◆観客の心を揺さぶるテクニック
◇必ず「ジャッジ」をつける

 テレビやネットでの討論番組と同じように、ビジネスシーンにおける議論の場でも、そのやりとりを見てジャッジする人がいる。意識すべきなのは、「目の前の相手と討論することよりも見ている人に自分をどうプレゼンするか」である。

 ジャッジする人の基準を考慮して、その人たちに何を見せるべきかを考え、手持ちの「勝ちパターン」を順番に試して、議論に勝つことを目指す。

 したがって、「ジャッジがいない状況では議論しないこと」が鉄則である。デザイン案を決める議論の例で言えば、これを2人きりで行ってしまうと、「あのデザインはあの人が決めた」などと、あとでいくらでもごまかせてしまう。

「第三者の証言が取れる状況」が大切なのである。1対1の議論は脇の甘さを見せることになってしまう。そこで責めやすいポイントを与えてしまうと、そこから落とされる。

 議論を聞いている人がどのような思考パターンを持っているかを読み解き、そうした第三者に刺さる形で説明することが攻略法となる。

◇場の“メインパーソナリティ”を見抜く

 著者が討論番組で意識しているのは、議論の相手ではなく番組を仕切るメインパーソナリティを見て話すことだ。それもできるだけ大きな声でしゃべる。声が大きければ、それだけで相手は突っ込みにくくなり、議論では有利になる。

 メインパーソナリティはいわば番組の主役なので、その人が興味を持った議論が中心になるのは「お約束」だ。これは会社の会議でも同じである。社内会議では上司が「メインパーソナリティ」になることが多いが、その上司が喜ぶことを言える人物の方が当然評価は高くなる。

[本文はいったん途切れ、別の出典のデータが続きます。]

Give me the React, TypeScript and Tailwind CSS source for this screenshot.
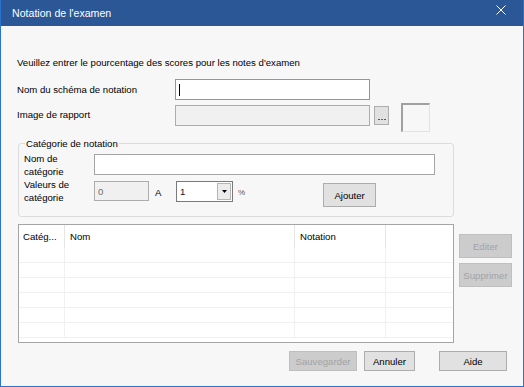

 そのためには、会議の前に「この上司はこういう意見を求めているはずだ」ということを想定し、仮説を立てておくことが大事だ。あるいは、「こういうことは上司も知らないだろう」と思われる新鮮なデータを出すと、興味・関心を持たれやすくなる。

 もちろん、上司がキーパーソンでない場合もある。その時も、その場のキーパーソンが誰なのか素早く見極めることが肝要だ。